The local VVA chapter meets the first Monday of each month at the Golden Corral restaurant on Market Place Boulevard. Dinner is at 6 p.m. and the meeting begins at 7 p.m. All Vietnam veterans are invited.
CUMMING — The executive director of a Forsyth County organization dedicated to reducing illiteracy and the economic and social toll it can take recently spoke to a gathering of the Cumming chapter of the Vietnam Veterans of America.
Annaliza Thomas with Literacy Forsyth said the local community is reflective of the problem nationwide, where an estimated 32 million Americans are functionally illiterate. That means they can’t read or write well enough to succeed in the complex modern society.
According to Thomas, there are about 13,000 people in Forsyth who don’t have a high school diploma.

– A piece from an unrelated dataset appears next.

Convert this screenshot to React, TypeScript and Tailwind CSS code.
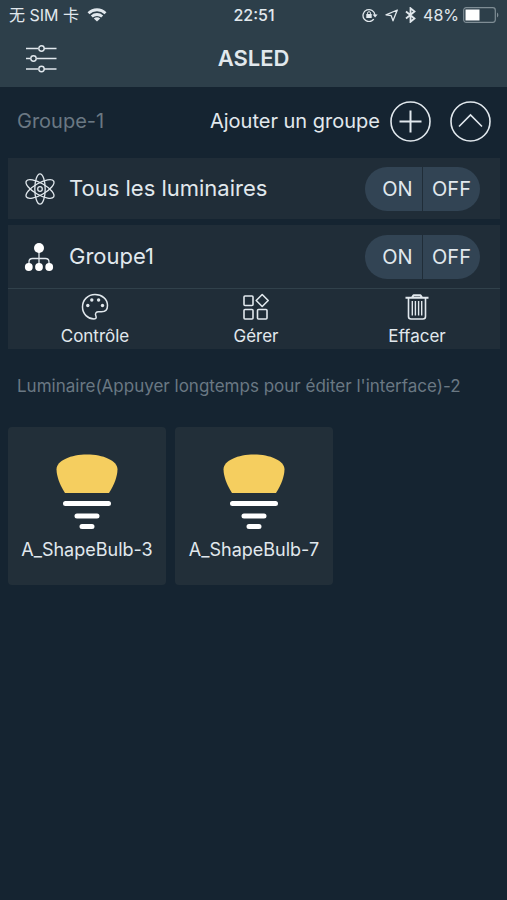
import { useState } from 'react';

interface Bulb {
    id: number;
    name: string;
}

interface GroupAction {
    id: number;
    name: string;
    icon: React.ReactNode;
}

function SlidersIcon() {
    return (
        <svg width="32" height="30" viewBox="0 0 32 30" fill="none" stroke="currentColor" strokeWidth="1.4">
            <path d="M1 4.500H13M19 4.500H31.500M1 14.500H5.500M11.500 14.500H31.500M1 25H13M19 25H31.500" />
            <circle cx="16.500" cy="4.500" r="2.700" />
            <circle cx="8.500" cy="14.500" r="2.700" />
            <circle cx="16.500" cy="25" r="2.700" />
        </svg>
    )
}

function WifiIcon() {
    return (
        <svg width="20" height="14" viewBox="0 0 20 14" fill="none" stroke="currentColor" strokeWidth="2.800">
            <path d="M1.500 5.200C6.300.6 13.700.6 18.500 5.200" />
            <path d="M4.800 8.600C7.800 5.800 12.200 5.800 15.200 8.600" />
            <path d="M10 13.600L6.800 10.500C8.700 8.900 11.300 8.900 13.200 10.500Z" fill="currentColor" stroke="none" />
        </svg>
    )
}

function LockIcon() {
    return (
        <svg width="16" height="14" viewBox="0 0 16 14" fill="none" stroke="currentColor" strokeWidth="1.300">
            <path d="M11.800 11.200A6 6 0 1 1 13 7" />
            <path d="M10.600 6.400H15.600L13.100 9.600Z" fill="currentColor" stroke="none" />
            <rect x="4.300" y="6" width="5.400" height="4" fill="currentColor" stroke="none" />
            <path d="M5.500 6.400V5.200A1.500 1.500 0 0 1 8.500 5.200V6.400" strokeWidth="1" />
        </svg>
    )
}

function LocationIcon() {
    return (
        <svg width="13" height="13" viewBox="0 0 13 13" fill="none" stroke="currentColor" strokeWidth="1.300" strokeLinejoin="round">
            <path d="M12.300 1L1 5.800L6.200 6.600L8 11.800Z" />
        </svg>
    )
}

function BluetoothIcon() {
    return (
        <svg width="11" height="16" viewBox="0 0 11 16" fill="none" stroke="currentColor" strokeWidth="1.800">
            <path d="M1 4.500L9.500 11.500L5.500 14.800V1.200L9.500 4.500L1 11.500" />
        </svg>
    )
}

function BatteryIcon() {
    return (
        <svg width="36" height="16" viewBox="0 0 36 16" fill="none">
            <rect x=".7" y=".7" width="31.600" height="14.600" rx="2.500" stroke="#7f8d95" strokeWidth="1.200" />
            <rect x="2.500" y="2.500" width="14" height="11" fill="#fff" />
            <path d="M34 5.500C35.800 6.500 35.800 9.500 34 10.500Z" fill="#7f8d95" />
        </svg>
    )
}

function AtomIcon() {
    return (
        <svg width="32" height="32" viewBox="0 0 32 32" fill="none" stroke="currentColor" strokeWidth="1.300">
            <ellipse cx="16" cy="16" rx="5.200" ry="15.200" />
            <ellipse cx="16" cy="16" rx="5.800" ry="15.800" transform="rotate(60 16 16)" />
            <ellipse cx="16" cy="16" rx="5.800" ry="15.800" transform="rotate(120 16 16)" />
            <circle cx="16" cy="16" r="2.300" />
        </svg>
    )
}

function TreeIcon() {
    return (
        <svg width="30" height="30" viewBox="0 0 30 30" fill="currentColor">
            <path d="M15 8V24M5 24V20Q5 16.500 8.500 16.500H21.500Q25 16.500 25 20V24" fill="none" stroke="currentColor" strokeWidth="1.300" />
            <g fill="#fff">
                <circle cx="15" cy="6" r="5" />
                <circle cx="4.800" cy="25" r="3.900" />
                <circle cx="15" cy="25" r="3.900" />
                <circle cx="25.200" cy="25" r="3.900" />
            </g>
        </svg>
    )
}

function PaletteIcon() {
    return (
        <svg width="28" height="28" viewBox="0 0 28 28" fill="none" stroke="currentColor" strokeWidth="1.500" strokeLinejoin="round">
            <path d="M14 1.500C6.800 1.500 1.500 7 1.500 14C1.500 21 7 26 13 26C15.500 26 15.500 24.500 14.800 22.800C13.800 20.300 15.200 18.800 17.500 18.800H20.500C24.500 18.800 26.500 16 26.500 12.500C26.500 6 21 1.500 14 1.500Z" />
            <g fill="currentColor" stroke="none">
                <circle cx="6.800" cy="12.500" r="1.700" />
                <circle cx="10.800" cy="7" r="1.700" />
                <circle cx="17.600" cy="7" r="1.700" />
                <circle cx="21.500" cy="12.500" r="1.700" />
            </g>
        </svg>
    )
}

function ShapesIcon() {
    return (
        <svg width="28" height="28" viewBox="0 0 28 28" fill="none" stroke="currentColor" strokeWidth="1.600" strokeLinejoin="round">
            <rect x="2" y="3" width="9" height="9.500" rx="1" />
            <rect x="2" y="16.500" width="9" height="9.500" rx="1" />
            <rect x="15.500" y="16.500" width="9.500" height="9.500" rx="1" />
            <path d="M20.200 1.500L26.200 7.500L20.200 13.500L14.200 7.500Z" />
        </svg>
    )
}

function TrashIcon() {
    return (
        <svg width="28" height="28" viewBox="0 0 28 28" fill="none" stroke="currentColor" strokeWidth="1.600" strokeLinejoin="round">
            <path d="M2.500 4.800H25.500M9 4.500L10.500 2.200H17.500L19 4.500" strokeWidth="2" />
            <path d="M5.500 5V23.500Q5.500 26 8 26H20Q22.500 26 22.500 23.500V5" />
            <path d="M9.300 8V22.500M12.400 8V22.500M15.600 8V22.500M18.700 8V22.500" strokeWidth="1.400" />
        </svg>
    )
}

function BulbIcon() {
    return (
        <svg width="62" height="76" viewBox="0 0 62 76">
            <path d="M9 39C4 31.500 .5 22 .5 15.500C.5 6.500 15 .5 31 .5S61.500 6.500 61.500 15.500C61.500 22 58 31.500 53 39Z" fill="#f5ce5f" />
            <path d="M9.500 49.500H52.500M21 62H41M26 72.500H36" stroke="#fff" strokeWidth="5" strokeLinecap="round" />
        </svg>
    )
}

function OnOffSwitch() {
    return (
        <div className="flex h-11 overflow-hidden rounded-full bg-[#324454] text-xl">
            <button className="w-[58px] border-r border-[#202d38] pl-2">ON</button>
            <button className="w-[57px]">OFF</button>
        </div>
    )
}

export default function App() {
    const [isOpen, setIsOpen] = useState(true);
    const actions: GroupAction[] = [
        { id: 1, name: 'Contrôle', icon: <PaletteIcon /> },
        { id: 2, name: 'Gérer', icon: <ShapesIcon /> },
        { id: 3, name: 'Effacer', icon: <TrashIcon /> }
    ]
    const bulbs: Bulb[] = [
        { id: 1, name: 'A_ShapeBulb-3' },
        { id: 2, name: 'A_ShapeBulb-7' }
    ]
    return (
        <div className="min-h-screen bg-[#152431] font-['Inter','Noto_Sans_CJK_SC',sans-serif] text-[#e1e8ed]">
            <header className="bg-[#2d3f4a]">
                <div className="grid h-[30px] grid-cols-[1fr_auto_1fr] items-center pr-2 pl-[9px] text-base">
                    <div className="flex items-center gap-2">
                        <span>无 SIM 卡</span>
                        <WifiIcon />
                    </div>
                    <span className="font-medium">22:51</span>
                    <div className="flex items-center justify-end gap-[7px]">
                        <LockIcon />
                        <LocationIcon />
                        <BluetoothIcon />
                        <div className="flex items-center gap-1">
                            <span>48%</span>
                            <BatteryIcon />
                        </div>
                    </div>
                </div>
                <div className="grid h-[57px] grid-cols-[1fr_auto_1fr] items-center px-[25px]">
                    <button aria-label="Menu" className="justify-self-start">
                        <SlidersIcon />
                    </button>
                    <h1 className="text-[22px] font-semibold">ASLED</h1>
                </div>
            </header>
            <main>
                <div className="flex h-[71px] items-center justify-between pr-4 pb-[3px] pl-[17px]">
                    <h2 className="text-xl text-[#6a7883]">Groupe-1</h2>
                    <div className="flex items-center gap-[19px]">
                        <button className="flex items-center gap-[10px] text-xl">
                            Ajouter un groupe
                            <svg width="41" height="41" viewBox="0 0 41 41" fill="none" stroke="currentColor" strokeWidth="1.600">
                                <circle cx="20.500" cy="20.500" r="19.500" />
                                <path d="M9.500 20.500H31.500M20.500 9.500V31.500" strokeWidth="2" />
                            </svg>
                        </button>
                        <button aria-label="Replier" onClick={() => setIsOpen(!isOpen)}>
                            <svg width="41" height="41" viewBox="0 0 41 41" fill="none" stroke="currentColor" strokeWidth="1.600">
                                <circle cx="20.500" cy="20.500" r="19.500" />
                                <path d="M9 25.500L20.500 14L32 25.500" />
                            </svg>
                        </button>
                    </div>
                </div>
                {isOpen && (
                    <div className="flex flex-col gap-[6px] pr-[7px] pl-2">
                        <section className="flex h-[61px] items-center justify-between bg-[#202d38] pr-5 pl-4">
                            <div className="flex items-center gap-[13px]">
                                <AtomIcon />
                                <h3 className="text-[22px]">Tous les luminaires</h3>
                            </div>
                            <OnOffSwitch />
                        </section>
                        <section className="bg-[#202d38]">
                            <div className="flex h-16 items-center justify-between border-b border-[#31414b] pr-5 pl-4">
                                <div className="flex items-center gap-[15px]">
                                    <TreeIcon />
                                    <h3 className="text-[22px]">Groupe1</h3>
                                </div>
                                <OnOffSwitch />
                            </div>
                            <div className="flex h-[60px] justify-between pr-[43px] pl-[47px]">
                                {actions.map((action) => (
                                    <button key={action.id} className="flex w-20 flex-col items-center gap-[3px] pt-1 text-[17px] leading-6">
                                        {action.icon}
                                        {action.name}
                                    </button>
                                ))}
                            </div>
                        </section>
                    </div>
                )}
                <h2 className="flex h-[78px] items-center px-[17px] pb-[3px] text-[17px] text-[#6a7883]">
                    Luminaire(Appuyer longtemps pour éditer l'interface)-2
                </h2>
                <div className="grid grid-cols-3 gap-[9px] pr-[7px] pl-2">
                    {bulbs.map((bulb) => (
                        <button key={bulb.id} className="flex aspect-square flex-col items-center gap-2 rounded-sm bg-[#222f39] pt-[27px] text-lg leading-6">
                            <BulbIcon />
                            {bulb.name}
                        </button>
                    ))}
                </div>
            </main>
        </div>
    )
}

That’s why the organization joins with schools to help identify and assist sixth-12th graders who are at risk of dropping out.
Literacy Forsyth also works with libraries, retired teachers and other community volunteers to help about 1,300 people every year read more effectively in order to take the GED test to gain entry to a technical school, learn English or prepare for the U.S. citizenship exam.
The United Way-funded agency soon will begin operating a mobile library that will visit rural areas of north Forsyth where both library use and book ownership levels are low.
The twist is that instead of lending books, they will be giving them to bookmobile clients as a way to spur reading and improve literacy.
Literacy Forsyth is also preparing to participate in World Book Night on April 23.
As part of the effort, publishers donate cases of current and popular book titles to be given away to promote reading.